_Material provided_
[start]

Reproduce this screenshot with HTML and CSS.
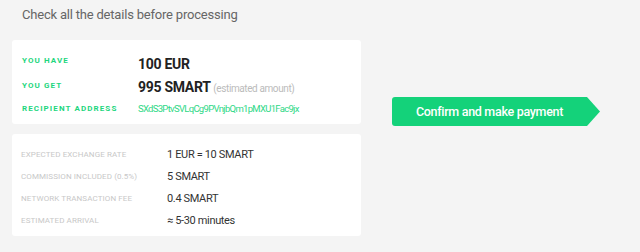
FILE: index.html
```html
<!DOCTYPE html>
<html>
<head>
  <title>Check details</title>
  <link rel="stylesheet" href="styles.css">
</head>
<body>
<div class="page">
  <div class="left">
    <h1 class="title">Check all the details before processing</h1>

    <div class="card main-card">
      <div class="row">
        <span class="label label-green lift">You have</span>
        <span class="value big">100 EUR</span>
      </div>
      <div class="row">
        <span class="label label-green lift-small">You get</span>
        <span class="value big">995 SMART <span class="note">(estimated amount)</span></span>
      </div>
      <div class="row">
        <span class="label label-green">Recipient address</span>
        <span class="value address">SXdS3PtvSVLqCg9PVnjbQm1pMXU1Fac9jx</span>
      </div>
    </div>

    <div class="card info-card">
      <div class="info-row">
        <span class="label label-grey">Expected exchange rate</span>
        <span class="value small">1 EUR = 10 SMART</span>
      </div>
      <div class="info-row">
        <span class="label label-grey">Commission included (0.5%)</span>
        <span class="value small">5 SMART</span>
      </div>
      <div class="info-row">
        <span class="label label-grey">Network transaction fee</span>
        <span class="value small">0.4 SMART</span>
      </div>
      <div class="info-row">
        <span class="label label-grey">Estimated arrival</span>
        <span class="value small">&asymp; 5-30 minutes</span>
      </div>
    </div>
  </div>

  <div class="right">
    <button class="pay-btn">Confirm and make payment</button>
  </div>
</div>
</body>
</html>
```

FILE: styles.css
```css
body {
    margin: 0;
    background: #f4f4f4;
    font-family: Roboto, "Liberation Sans", Arial, sans-serif;
    color: #333333;
}

.page {
    display: flex;
    padding: 0 12px;
}

.left {
    width: 349px;
}

.title {
    margin: 0 0 15px 0;
    padding: 5px 0 0 10px;
    font-size: 13px;
    line-height: 20px;
    font-weight: 400;
    letter-spacing: -0.2px;
    color: #666666;
}

.card {
    background: #ffffff;
    border-radius: 3px;
}

.main-card {
    padding: 12px 10px 8px 10px;
}

.info-card {
    margin-top: 10px;
    padding: 10px 9px 4px 9px;
}

.row {
    display: flex;
    align-items: center;
    height: 24px;
}

.row:last-child {
    height: 14px;
    margin-top: 2px;
}

.info-row {
    display: flex;
    align-items: center;
    height: 22px;
}

.label {
    flex: none;
    text-transform: uppercase;
    line-height: 10px;
}

.label-green {
    width: 116px;
    font-size: 8px;
    letter-spacing: 1.1px;
    color: #1ed67e;
    font-weight: 700;
}

.lift {
    margin-bottom: 7px;
}

.lift-small {
    margin-bottom: 5px;
}

.label-grey {
    width: 146px;
    color: #c8c8c8;
    font-size: 8px;
    letter-spacing: 0.1px;
}

.value.big {
    font-size: 14px;
    line-height: 18px;
    font-weight: 700;
    letter-spacing: -0.3px;
    color: #222222;
}

.note {
    font-size: 10px;
    font-weight: 400;
    letter-spacing: -0.4px;
    color: #bbbbbb;
}

.address {
    font-size: 9.5px;
    line-height: 14px;
    letter-spacing: -0.7px;
    color: #2ed886;
}

.value.small {
    font-size: 11px;
    line-height: 16px;
    letter-spacing: -0.35px;
    color: #333333;
}

.right {
    margin-left: 31px;
    padding-top: 97px;
}

.pay-btn {
    display: block;
    width: 208px;
    height: 29px;
    padding: 0 13px 0 0;
    border: 0;
    border-radius: 3px;
    background: #14d27a;
    color: #ffffff;
    font-family: Roboto, "Liberation Sans", Arial, sans-serif;
    font-size: 12.5px;
    font-weight: 500;
    letter-spacing: -0.3px;
    clip-path: polygon(0 0, calc(100% - 13px) 0, 100% 50%, calc(100% - 13px) 100%, 0 100%);
    cursor: pointer;
}
```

[end]

_Stated task_
Would you set down the listing exactly, omitting pictures?

_Output of the task_
Reproduce this screenshot with HTML and CSS.
FILE: index.html
```html
<!DOCTYPE html>
<html>
<head>
  <title>Check details</title>
  <link rel="stylesheet" href="styles.css">
</head>
<body>
<div class="page">
  <div class="left">
    <h1 class="title">Check all the details before processing</h1>

    <div class="card main-card">
      <div class="row">
        <span class="label label-green lift">You have</span>
        <span class="value big">100 EUR</span>
      </div>
      <div class="row">
        <span class="label label-green lift-small">You get</span>
        <span class="value big">995 SMART <span class="note">(estimated amount)</span></span>
      </div>
      <div class="row">
        <span class="label label-green">Recipient address</span>
        <span class="value address">SXdS3PtvSVLqCg9PVnjbQm1pMXU1Fac9jx</span>
      </div>
    </div>

    <div class="card info-card">
      <div class="info-row">
        <span class="label label-grey">Expected exchange rate</span>
        <span class="value small">1 EUR = 10 SMART</span>
      </div>
      <div class="info-row">
        <span class="label label-grey">Commission included (0.5%)</span>
        <span class="value small">5 SMART</span>
      </div>
      <div class="info-row">
        <span class="label label-grey">Network transaction fee</span>
        <span class="value small">0.4 SMART</span>
      </div>
      <div class="info-row">
        <span class="label label-grey">Estimated arrival</span>
        <span class="value small">&asymp; 5-30 minutes</span>
      </div>
    </div>
  </div>

  <div class="right">
    <button class="pay-btn">Confirm and make payment</button>
  </div>
</div>
</body>
</html>
```

FILE: styles.css
```css
body {
    margin: 0;
    background: #f4f4f4;
    font-family: Roboto, "Liberation Sans", Arial, sans-serif;
    color: #333333;
}

.page {
    display: flex;
    padding: 0 12px;
}

.left {
    width: 349px;
}

.title {
    margin: 0 0 15px 0;
    padding: 5px 0 0 10px;
    font-size: 13px;
    line-height: 20px;
    font-weight: 400;
    letter-spacing: -0.2px;
    color: #666666;
}

.card {
    background: #ffffff;
    border-radius: 3px;
}

.main-card {
    padding: 12px 10px 8px 10px;
}

.info-card {
    margin-top: 10px;
    padding: 10px 9px 4px 9px;
}

.row {
    display: flex;
    align-items: center;
    height: 24px;
}

.row:last-child {
    height: 14px;
    margin-top: 2px;
}

.info-row {
    display: flex;
    align-items: center;
    height: 22px;
}

.label {
    flex: none;
    text-transform: uppercase;
    line-height: 10px;
}

.label-green {
    width: 116px;
    font-size: 8px;
    letter-spacing: 1.1px;
    color: #1ed67e;
    font-weight: 700;
}

.lift {
    margin-bottom: 7px;
}

.lift-small {
    margin-bottom: 5px;
}

.label-grey {
    width: 146px;
    color: #c8c8c8;
    font-size: 8px;
    letter-spacing: 0.1px;
}

.value.big {
    font-size: 14px;
    line-height: 18px;
    font-weight: 700;
    letter-spacing: -0.3px;
    color: #222222;
}

.note {
    font-size: 10px;
    font-weight: 400;
    letter-spacing: -0.4px;
    color: #bbbbbb;
}

.address {
    font-size: 9.5px;
    line-height: 14px;
    letter-spacing: -0.7px;
    color: #2ed886;
}

.value.small {
    font-size: 11px;
    line-height: 16px;
    letter-spacing: -0.35px;
    color: #333333;
}

.right {
    margin-left: 31px;
    padding-top: 97px;
}

.pay-btn {
    display: block;
    width: 208px;
    height: 29px;
    padding: 0 13px 0 0;
    border: 0;
    border-radius: 3px;
    background: #14d27a;
    color: #ffffff;
    font-family: Roboto, "Liberation Sans", Arial, sans-serif;
    font-size: 12.5px;
    font-weight: 500;
    letter-spacing: -0.3px;
    clip-path: polygon(0 0, calc(100% - 13px) 0, 100% 50%, calc(100% - 13px) 100%, 0 100%);
    cursor: pointer;
}
```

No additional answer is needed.